Requirements
Gather from the material every line that contains the string "React".

[Web page code records]
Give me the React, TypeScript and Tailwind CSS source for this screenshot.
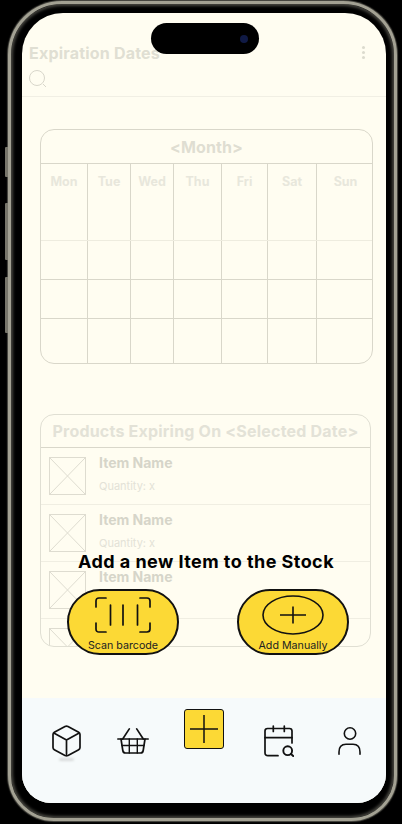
const font = "font-['Inter','Liberation_Sans',sans-serif]";

const cols = ["Mon", "Tue", "Wed", "Thu", "Fri", "Sat", "Sun"];

function CalendarCard() {
  const rows = ["h-[77px] border-[#eeecdf]", "h-[39px] border-[#d9d7ca]", "h-[39px] border-[#d9d7ca]", "h-[44px] border-[#d9d7ca]"];
  return (
    <div className="mx-[18px] mt-[32px] h-[235px] w-[333px] overflow-hidden rounded-[14px] border border-[#d9d7ca]">
      <div className="flex h-[34px] items-center justify-center border-b border-[#d9d7ca] text-[16px] font-bold tracking-[0.1px] text-[#dfded2]">&lt;Month&gt;</div>
      <div className="flex flex-col">
        {rows.map((r, i) => (
          <div key={i} className={`grid grid-cols-[47px_43px_43px_48px_46px_49px_57px] ${r} ${i < 3 ? "border-b" : ""}`}>
            {cols.map((c) => (
              <div key={c} className="border-r border-[#d9d7ca] pt-[9px] text-center text-[12.5px] font-bold text-[#e8e7dc] last:border-r-0">
                {i === 0 ? c : ""}
              </div>
            ))}
          </div>
        ))}
      </div>
    </div>
  );
}

function Thumb() {
  return (
    <svg width="37" height="38" viewBox="0 0 37 38" className="shrink-0" fill="none" stroke="#dedcd0" strokeWidth="1">
      <rect x="0.5" y="0.5" width="36" height="37" />
      <path d="M0.5 0.5 36.5 37.5M36.5 0.5 0.5 37.5" />
    </svg>
  );
}

function ProductRow({ empty }: { empty?: boolean }) {
  return (
    <div className="flex h-[57px] shrink-0 gap-[13px] border-b border-[#f0eee2] pl-[8px] pt-[9px]">
      <Thumb />
      {!empty && (
        <div className="-mt-[1px] flex flex-col">
          <div className="text-[14px] leading-[14px] font-bold text-[#d6d5c9]">Item Name</div>
          <div className="mt-[9px] text-[11px] leading-[14px] text-[#e3e2d7]">Quantity: x</div>
        </div>
      )}
    </div>
  );
}

function ProductsCard() {
  return (
    <div className="mx-[18px] mt-[50px] flex h-[233px] w-[331px] flex-col overflow-hidden rounded-[14px] border border-[#e0dfd3]">
      <div className="flex h-[33px] shrink-0 items-center justify-center border-b border-[#d9d7ca] text-[16px] font-bold tracking-[0.2px] whitespace-nowrap text-[#e3e2d7]">
        Products Expiring On &lt;Selected Date&gt;
      </div>
      <ProductRow />
      <ProductRow />
      <ProductRow />
      <ProductRow empty />
    </div>
  );
}

function ScanIcon() {
  return (
    <svg width="56" height="36" viewBox="0 0 56 36" fill="none" stroke="#111" strokeWidth="1.7" strokeLinecap="round">
      <path d="M11 1H4Q1 1 1 4V10M45 1H52Q55 1 55 4V10M11 35H4Q1 35 1 32V26M45 35H52Q55 35 55 32V26" />
      <path d="M15.5 8V28M28 8V28M42.5 8V28" />
    </svg>
  );
}

function AddIcon() {
  return (
    <svg width="62" height="40" viewBox="0 0 62 40" fill="none" stroke="#111" strokeWidth="1.6">
      <ellipse cx="31" cy="20" rx="30" ry="19" />
      <path d="M18 20H44M31 11.5V28.5" />
    </svg>
  );
}

function Action({ label, icon }: { label: string; icon: React.ReactNode }) {
  return (
    <div className="flex h-[66px] w-[112px] flex-col items-center rounded-[33px] border-2 border-[#111] bg-[#fcd935] pt-[4px]">
      <div className="flex h-[40px] items-center">{icon}</div>
      <div className="mt-[5px] text-[10.7px] leading-[12px] whitespace-nowrap text-[#222]">{label}</div>
    </div>
  );
}

function Nav() {
  return (
    <div className="flex h-[105px] shrink-0 items-start bg-[#f6fafb] pl-[30px]">
      <div className="relative mt-[27px]">
        <svg width="29" height="32" viewBox="0 0 29 32" fill="none" stroke="#111" strokeWidth="1.7" strokeLinejoin="round" className="block">
          <path d="M13 1.5Q14.5 0.8 16 1.5L26.7 7.3Q28 8 28 9.5V22.5Q28 24 26.7 24.7L16 30.5Q14.5 31.2 13 30.5L2.3 24.7Q1 24 1 22.5V9.5Q1 8 2.3 7.3Z" />
          <path d="M1.8 8 14.5 15 27.2 8M14.5 15V31" />
        </svg>
        <div className="absolute top-[33px] left-[7px] h-[3px] w-[15px] rounded-full bg-[#d9dcdc] blur-[1px]" />
      </div>
      <svg width="32" height="26" viewBox="0 0 32 26" fill="none" stroke="#111" strokeWidth="1.7" strokeLinecap="round" strokeLinejoin="round" className="ml-[36px] mt-[30px]">
        <path d="M0.8 11H31.2" />
        <path d="M4 11 5.8 22.5Q6.2 25 8.5 25H23.5Q25.8 25 26.2 22.5L28 11" />
        <path d="M5 17.5H27M12.3 11V25M20.3 11V25" strokeWidth="1.4" />
        <path d="M5.7 11 12.3 0.9M26.3 11 19.7 0.9" />
      </svg>
      <div className="relative ml-[35px] mt-[11px] h-[40px] w-[40px] rounded-[3px] border border-[#111] bg-[#fcd935]">
        <svg width="38" height="38" viewBox="0 0 38 38" fill="none" stroke="#111" strokeWidth="1.5" className="block">
          <path d="M5 19H33M19 5V33" />
        </svg>
      </div>
      <svg width="30" height="32" viewBox="0 0 30 32" fill="none" stroke="#111" strokeWidth="1.7" strokeLinecap="round" strokeLinejoin="round" className="ml-[40px] mt-[27px]">
        <path d="M14 30.7H4Q1 30.7 1 27.7V6Q1 3.5 3.5 3.5H25.5Q28 3.5 28 6V18" />
        <path d="M1 12.7H28" />
        <path d="M9.3 1V6.5M20.3 1V6.5" />
        <circle cx="23.7" cy="25.7" r="4.4" strokeWidth="1.9" />
        <path d="M27 29 29.2 31" strokeWidth="1.9" />
      </svg>
      <svg width="23" height="29" viewBox="0 0 23 29" fill="none" stroke="#111" strokeWidth="1.6" strokeLinecap="round" className="ml-[44px] mt-[29px]">
        <circle cx="12" cy="6.5" r="5.7" />
        <path d="M1 27.3V25Q1 17.3 8 17.3H15Q22 17.3 22 25V27.3" />
      </svg>
    </div>
  );
}

function Screen() {
  return (
    <div className={`relative flex h-[790px] w-[364px] flex-col overflow-hidden rounded-t-[41px] rounded-b-[29px] bg-[#fffdf1] ${font}`}>
      <div className="relative h-[84px] shrink-0 border-b border-[#f1efe4]">
        <div className="pl-[7px] pt-[31px] text-[16px] leading-[18px] font-bold tracking-[0.2px] text-[#e0dfd3]">Expiration Dates</div>
        <svg width="20" height="20" viewBox="0 0 20 20" fill="none" stroke="#d8d6ca" strokeWidth="1" className="ml-[7px] mt-[8px]">
          <circle cx="8" cy="8" r="7.5" />
          <path d="M14 14 17 17" />
        </svg>
        <div className="absolute top-[33px] right-[21px] flex flex-col gap-[2px]">
          <div className="h-[3px] w-[3px] rounded-full bg-[#dcdbce]" />
          <div className="h-[3px] w-[3px] rounded-full bg-[#dcdbce]" />
          <div className="h-[3px] w-[3px] rounded-full bg-[#dcdbce]" />
        </div>
      </div>
      <CalendarCard />
      <ProductsCard />
      <div className="flex-1" />
      <Nav />
      <div className="absolute top-[539px] left-0 flex w-full flex-col">
        <div className="pl-[56px] text-[18px] leading-[20px] font-bold tracking-[0.45px] whitespace-nowrap text-black">Add a new Item to the Stock</div>
        <div className="mt-[17px] flex gap-[58px] pl-[45px]">
          <Action label="Scan barcode" icon={<ScanIcon />} />
          <Action label="Add Manually" icon={<AddIcon />} />
        </div>
      </div>
      <div className="absolute top-[10px] left-[129px] flex h-[31px] w-[108px] items-center justify-end rounded-full bg-black pr-[11px]">
        <div className="h-[8px] w-[8px] rounded-full bg-[#101a45]" />
      </div>
    </div>
  );
}

export default function App() {
  return (
    <div className="relative h-[824px] w-[402px] overflow-hidden bg-black pl-[8px] pt-[1px]">
      <div className="absolute top-[147px] left-[5px] h-[30px] w-[3px] rounded-l-[1px] bg-[#77756a]" />
      <div className="absolute top-[203px] left-[5px] h-[57px] w-[3px] rounded-l-[1px] bg-[#77756a]" />
      <div className="absolute top-[277px] left-[5px] h-[56px] w-[3px] rounded-l-[1px] bg-[#77756a]" />
      <div className="h-[820px] w-[389px] rounded-t-[54px] rounded-b-[46px] border-[3px] border-[#a3a193] bg-black pl-[11px] pt-[9px] shadow-[inset_0_0_3px_2px_#46453f,0_0_1px_1px_#4e4d46]">
        <Screen />
      </div>
    </div>
  );
}
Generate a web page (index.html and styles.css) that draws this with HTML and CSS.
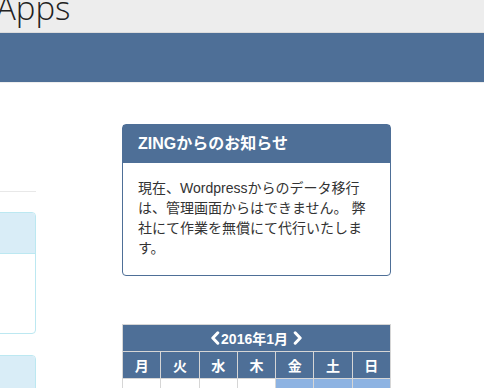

The reply
Give me the React, TypeScript and Tailwind CSS source for this screenshot.
function Action({ label, icon }: { label: string; icon: React.ReactNode }) {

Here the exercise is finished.